If, on the other hand, you just want to make points and not get into real discussion on the issue, then I understand why you don't want to let me know who you are or speak about this in more depth.


Anonymous said...

I don't think I know you. I ran across your blog because I was searching for a commentary on the Book of Jude.

I think it is the beauty of cyberspace for someone like you to post a belief or point of view out there for everyone to read. Equally, you should expect people to post counter-perspectives publically without running to the "let's private email about it" card. That says to me that you feel threatened about the conversation.

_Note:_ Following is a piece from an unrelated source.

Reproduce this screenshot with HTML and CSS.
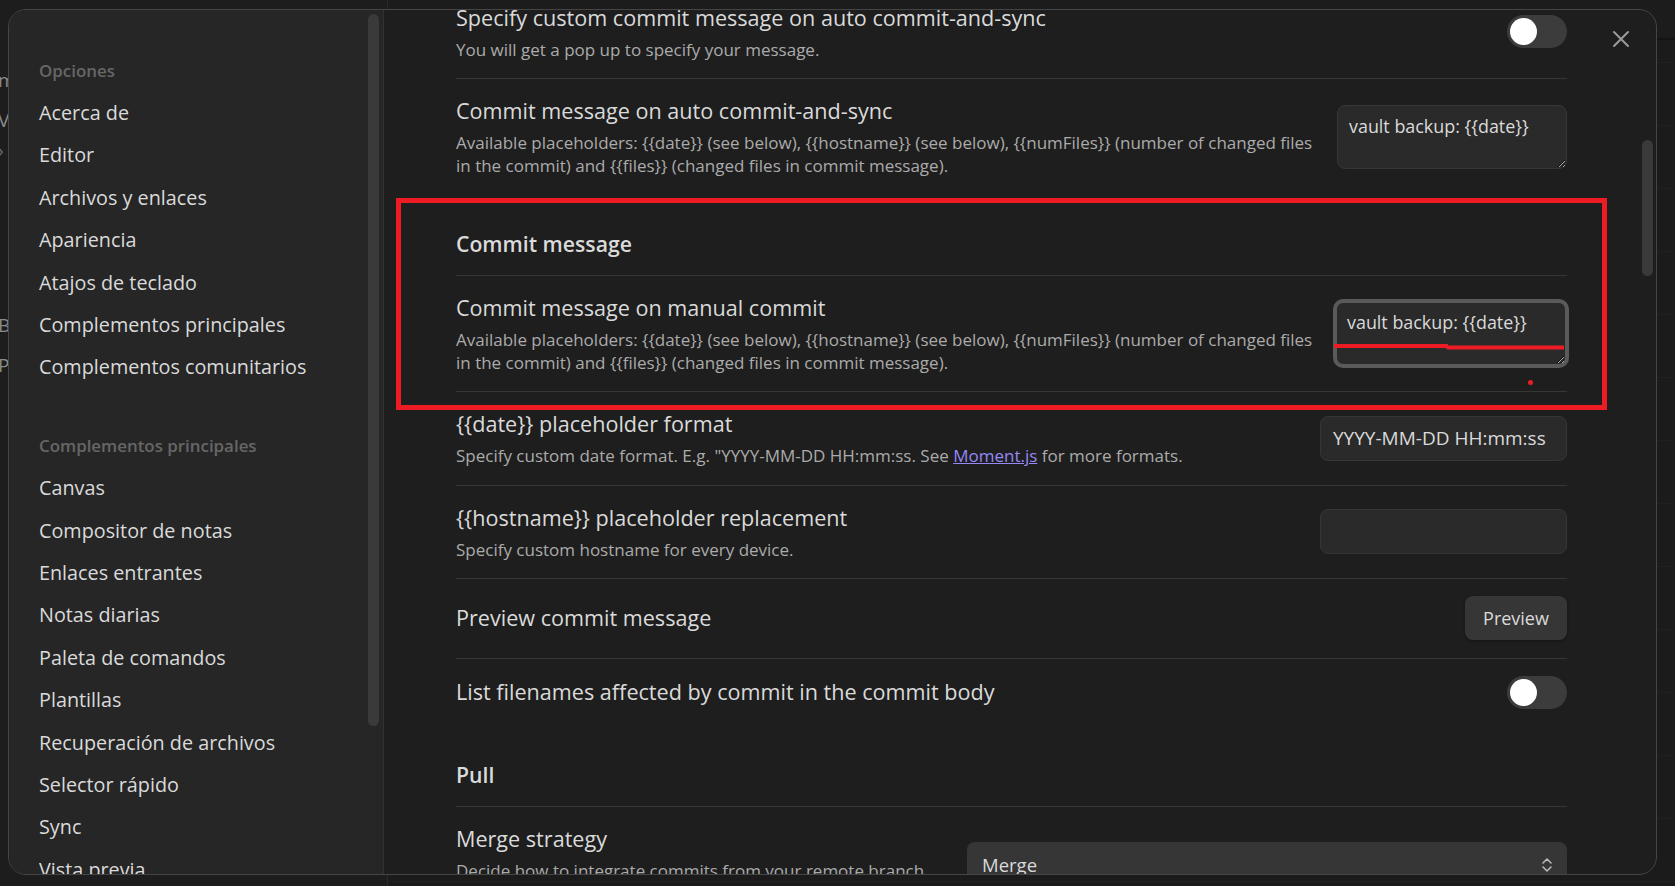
FILE: index.html
```html
<!DOCTYPE html>
<html lang="es">
<head>
<meta charset="utf-8">
<title>Opciones</title>
<link rel="stylesheet" href="styles.css">
</head>
<body>
<div class="app">
  <div class="app-left">
    <div class="frag">m</div>
    <div class="frag">Va</div>
    <div class="frag chev-frag">›</div>
    <div class="frag gap">Bi</div>
    <div class="frag">Pa</div>
  </div>
  <div class="app-main">
    <div class="app-top"></div>
  </div>
</div>

<div class="modal">
  <nav class="sidebar">
    <div class="nav-group">
      <div class="nav-title">Opciones</div>
      <div class="nav-item">Acerca de</div>
      <div class="nav-item">Editor</div>
      <div class="nav-item">Archivos y enlaces</div>
      <div class="nav-item">Apariencia</div>
      <div class="nav-item">Atajos de teclado</div>
      <div class="nav-item">Complementos principales</div>
      <div class="nav-item">Complementos comunitarios</div>
    </div>
    <div class="nav-group">
      <div class="nav-title">Complementos principales</div>
      <div class="nav-item">Canvas</div>
      <div class="nav-item">Compositor de notas</div>
      <div class="nav-item">Enlaces entrantes</div>
      <div class="nav-item">Notas diarias</div>
      <div class="nav-item">Paleta de comandos</div>
      <div class="nav-item">Plantillas</div>
      <div class="nav-item">Recuperación de archivos</div>
      <div class="nav-item">Selector rápido</div>
      <div class="nav-item">Sync</div>
      <div class="nav-item">Vista previa</div>
    </div>
    <div class="thumb sidebar-thumb"></div>
  </nav>

  <section class="content">
    <div class="settings">
      <div class="setting">
        <div class="info">
          <div class="name">Specify custom commit message on auto commit-and-sync</div>
          <div class="desc">You will get a pop up to specify your message.</div>
        </div>
        <div class="control"><div class="toggle"><span class="knob"></span></div></div>
      </div>

      <div class="setting">
        <div class="info">
          <div class="name">Commit message on auto commit-and-sync</div>
          <div class="desc">Available placeholders: {{date}} (see below), {{hostname}} (see below), {{numFiles}} (number of changed files<br>in the commit) and {{files}} (changed files in commit message).</div>
        </div>
        <div class="control"><textarea class="textarea" spellcheck="false">vault backup: {{date}}</textarea></div>
      </div>

      <div class="setting heading">
        <div class="info"><div class="name">Commit message</div></div>
      </div>

      <div class="setting">
        <div class="info">
          <div class="name">Commit message on manual commit</div>
          <div class="desc">Available placeholders: {{date}} (see below), {{hostname}} (see below), {{numFiles}} (number of changed files<br>in the commit) and {{files}} (changed files in commit message).</div>
        </div>
        <div class="control"><textarea class="textarea focused" spellcheck="false">vault backup: {{date}}</textarea></div>
      </div>

      <div class="setting">
        <div class="info">
          <div class="name">{{date}} placeholder format</div>
          <div class="desc">Specify custom date format. E.g. "YYYY-MM-DD HH:mm:ss. See <a class="link" href="#">Moment.js</a> for more formats.</div>
        </div>
        <div class="control"><div class="input">YYYY-MM-DD HH:mm:ss</div></div>
      </div>

      <div class="setting">
        <div class="info">
          <div class="name">{{hostname}} placeholder replacement</div>
          <div class="desc">Specify custom hostname for every device.</div>
        </div>
        <div class="control"><div class="input"></div></div>
      </div>

      <div class="setting">
        <div class="info">
          <div class="name">Preview commit message</div>
        </div>
        <div class="control"><button class="button">Preview</button></div>
      </div>

      <div class="setting">
        <div class="info">
          <div class="name">List filenames affected by commit in the commit body</div>
        </div>
        <div class="control"><div class="toggle"><span class="knob"></span></div></div>
      </div>

      <div class="setting heading">
        <div class="info"><div class="name">Pull</div></div>
      </div>

      <div class="setting">
        <div class="info">
          <div class="name">Merge strategy</div>
          <div class="desc">Decide how to integrate commits from your remote branch<br>into your local branch.</div>
        </div>
        <div class="control">
          <div class="dropdown">
            <span>Merge</span>
            <svg class="chev" width="12" height="16" viewBox="0 0 12 16"><path d="M2 6 L6 2 L10 6 M2 10 L6 14 L10 10" fill="none" stroke="#bdbdbd" stroke-width="1.5" stroke-linecap="round" stroke-linejoin="round"/></svg>
          </div>
        </div>
      </div>
    </div>
    <div class="thumb content-thumb"></div>
  </section>

  <button class="close" aria-label="Cerrar">
    <svg width="18" height="18" viewBox="0 0 18 18"><path d="M2 2 L16 16 M16 2 L2 16" stroke="#9a9a9a" stroke-width="2" stroke-linecap="round"/></svg>
  </button>
</div>

<div class="annot-box"></div>
<svg class="annot-line" width="230" height="8" viewBox="0 0 230 8"><path d="M0 3 H114" stroke="#ed1c24" stroke-width="4"/><path d="M114 4.5 H229" stroke="#ed1c24" stroke-width="4" stroke-linecap="round"/></svg>
<div class="annot-dot"></div>
</body>
</html>
```

FILE: styles.css
```css
* { box-sizing: border-box; }

html, body {
  margin: 0;
  width: 1675px;
  height: 886px;
  overflow: hidden;
  background: #161616;
  font-family: "Open Sans", "Noto Sans", sans-serif;
  color: #dadada;
}

/* underlying app (behind the modal) */
.app {
  display: flex;
  height: 100%;
}
.app-left {
  width: 388px;
  background: #1d1d1d;
  border-right: 1px solid #2a2a2a;
  padding-top: 60px;
}
.frag {
  font-size: 19px;
  line-height: 40px;
  color: #8a8a8a;
  margin-left: -2px;
}
.frag.chev-frag { line-height: 20px; color: #6a6a6a; }
.frag.gap { margin-top: 145px; }
.app-main {
  flex: 1;
  background: repeating-linear-gradient(180deg, #1b1b1b 0 62px, #202020 62px 63px);
}
.app-top {
  height: 40px;
  background: #1c1c1c;
  border-bottom: 2px solid #131313;
}

/* modal */
.modal {
  position: absolute;
  left: 8px;
  top: 9px;
  width: 1649px;
  height: 866px;
  border: 1px solid #454545;
  border-radius: 18px;
  background: #1e1e1e;
  overflow: hidden;
  display: flex;
}

.sidebar {
  position: relative;
  width: 375px;
  flex: none;
  background: #262626;
  border-right: 1px solid #323232;
  padding: 39px 0 0 30px;
}
.nav-group + .nav-group { margin-top: 36px; }
.nav-title {
  height: 42.4px;
  display: flex;
  align-items: center;
  font-size: 16.9px;
  font-weight: 600;
  color: #666666;
}
.nav-item {
  height: 42.4px;
  display: flex;
  align-items: center;
  font-size: 19.8px;
  color: #dadada;
}

.thumb {
  position: absolute;
  background: #3a3a3a;
  border-radius: 6px;
}
.sidebar-thumb { top: 4px; right: 4px; width: 11px; height: 712px; }

.content {
  position: relative;
  flex: 1;
  overflow: hidden;
  padding: 0 89px 0 72px;
}
.content-thumb { top: 130px; right: 3px; width: 11px; height: 136px; }

.settings { margin-top: -25.5px; }

.setting {
  display: flex;
  align-items: center;
  gap: 24px;
  padding: 17.25px 0;
  border-top: 1px solid #363636;
}
.setting.heading {
  border-top: none;
  padding: 34px 0 16px;
}
.setting.heading .name { font-weight: 600; font-size: 21.2px; }

.info { flex: 1; min-width: 0; }
.name {
  font-size: 21.6px;
  line-height: 30px;
  color: #dadada;
  white-space: nowrap;
}
.desc {
  margin-top: 5px;
  font-size: 17px;
  line-height: 23px;
  color: #ababab;
  white-space: nowrap;
}
.link { color: #9588f7; text-decoration: underline; }

.control { flex: none; display: flex; justify-content: flex-end; }

.toggle {
  width: 60px;
  height: 33px;
  border-radius: 17px;
  background: #3c3c3c;
  padding: 3px;
}
.knob {
  display: block;
  width: 27px;
  height: 27px;
  border-radius: 50%;
  background: #ffffff;
}

.textarea {
  display: block;
  width: 230px;
  height: 64px;
  margin: 0;
  padding: 8px 11px;
  background: #2a2a2a;
  border: 1px solid #363636;
  border-radius: 8px;
  color: #dadada;
  font-family: inherit;
  font-size: 17.9px;
  line-height: 24px;
  resize: vertical;
  outline: none;
  color-scheme: dark;
}
.textarea.focused {
  width: 232px;
  height: 65px;
  padding: 7px 10px;
  border: 2px solid #5a5a5a;
  box-shadow: 0 0 0 2px #5a5a5a;
}

.input {
  width: 247px;
  height: 45px;
  padding: 0 12px;
  display: flex;
  align-items: center;
  background: #2a2a2a;
  border: 1px solid #363636;
  border-radius: 8px;
  font-size: 19px;
  color: #dadada;
}

.button {
  width: 102px;
  height: 44px;
  border: none;
  border-radius: 8px;
  background: #363636;
  box-shadow: 0 1px 3px rgba(0, 0, 0, 0.35);
  font-family: inherit;
  font-size: 18px;
  color: #dadada;
}

.dropdown {
  width: 600px;
  height: 45px;
  display: flex;
  align-items: center;
  justify-content: space-between;
  padding: 0 14px 0 15px;
  background: #363636;
  border-radius: 8px;
  font-size: 18.5px;
  color: #dadada;
}

.close {
  position: absolute;
  top: 13px;
  right: 19px;
  width: 32px;
  height: 32px;
  padding: 0;
  border: none;
  background: transparent;
  display: flex;
  align-items: center;
  justify-content: center;
}

/* red annotations drawn over the screenshot */
.annot-box {
  position: absolute;
  left: 396px;
  top: 198px;
  width: 1211px;
  height: 212px;
  border: 5px solid #ed1c24;
}
.annot-line { position: absolute; left: 1334px; top: 343px; }
.annot-dot {
  position: absolute;
  left: 1528px;
  top: 380px;
  width: 5px;
  height: 5px;
  border-radius: 50%;
  background: #ed1c24;
}
```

Notice above, I have stayed on topic and have not gone to the classic internet character attacks and the like. I am merely posting a different perspective. If you don't want to engage in this form of dialogue, maybe it is best to make your blog private to subscribers only?

It's just part of the game. I simply think your POV is wrong in this article. I believe that we shouldn't seek to be loved by the culture, but should be bold to declare the truth of Jesus despite ridicule and whatnot. Gandhi doesn't hold any more weight to me than my neighbor down the street because we are all equally valuable to Jesus eyes. My neighbor down the street would say similiar things, yet he doesn't fully know the character and person of Jesus.

As I said before, this personal guilt trip (which is heavy on your posts in this blog) about not being the "right" type of Christians often takes away from our true Identity as Christians (despite our flaws). Should we seek to be more like Jesus?....dare I say, more Holy? Yes. Should we be astonished that a segment of the culture around us despises, detests and rejects us? No...reading the Epistles is clear example of this very thing.

But that is just my opinion. If you are bold enough to post a POV publically, I would love to have a dialogue with you publically. May the marketplace of ideas be out there for everyone to see.

Anthony Bell said...

wow. i've been praying for more humility. thanks for the insight.